A human therapist sees a patient in his or her full context – their social lives, physical health, and as members of their communities – in a way a chatbot cannot. In-person therapy encourages empathy and the building of trust between patient and caregiver, as well as an understanding of what it means to be human. Replacing that unquantifiable connection with a chatbot would degrade rather than improve the patient/therapist experience.
2/ What would it look like for an AI regulatory framework to take virtue and values into account?
First, such a framework would need to begin by focusing on what ends we are pursuing in our use of AI, rather than merely addressing the means of enabling it. We are at a critical moment where we can craft reasonable guidelines for safety and risk that are not merely reactionary, but also not so draconian that they stifle innovation. Where is the use of AI appropriate and in what areas of society might we decide it doesn’t belong? As we have seen with sophisticated algorithms that now determine everything from a person’s eligibility for a loan to their eligibility for parole, an uncritical embrace of new technological power can produce unintended consequences that are sometimes at odds with the values of a free society. For example, we should be asking what values our use of AI in fields such as K-12 education promote before AI is in widespread use in classrooms, and asking if it is ethical to employ AI in warfare or domestic and international surveillance.
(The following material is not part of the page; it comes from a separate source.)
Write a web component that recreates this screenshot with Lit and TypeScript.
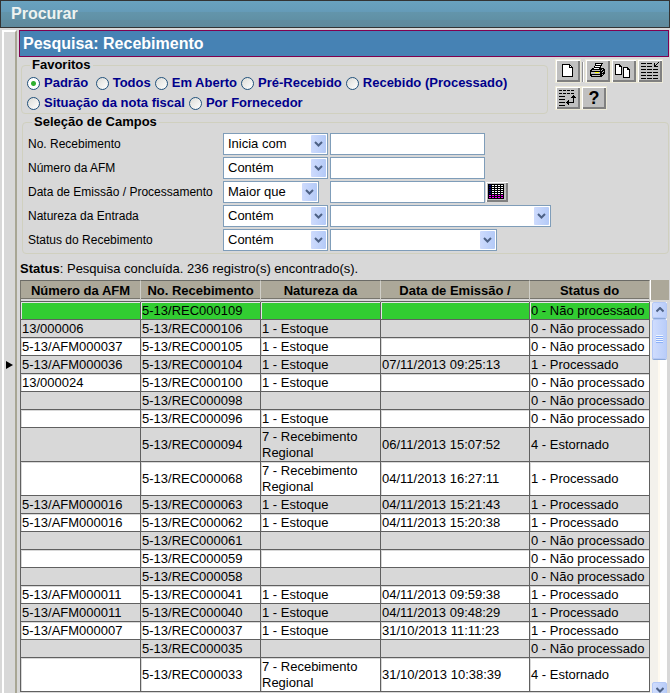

Second, we should question whether our use of AI will potentially harm the most vulnerable members of society: Children, the elderly, people with special needs, and any other group that might be targeted for unnecessary surveillance, for example. What biases might be present in AI design that might limit the freedom of individuals and groups, and are the designers of AI systems able to identify and fix them? One of the challenges of AI in its early forms is that its designers are often unable to explain how or why much of it works – which suggests that it will be that much more difficult to reverse-engineer AI-enabled systems that produce harmful effects. We should also be asking who will be held responsible if AI does harm people.
Finally, and most importantly, what risk does AI pose to the healthy functioning of democracy? In a political culture already awash with misinformation and polarization, how will AI-enabled platforms worsen or improve our ability to foster deliberation and thoughtful policymaking? How might AI-enabled tools undermine democratic norms, rules, and institutions?
These questions might seem too broad or existential as companies race to bring AI products to market, but failing to ask them now merely delays having to deal with the fallout later, perhaps when we have already experienced serious unintended consequences from our use of AI.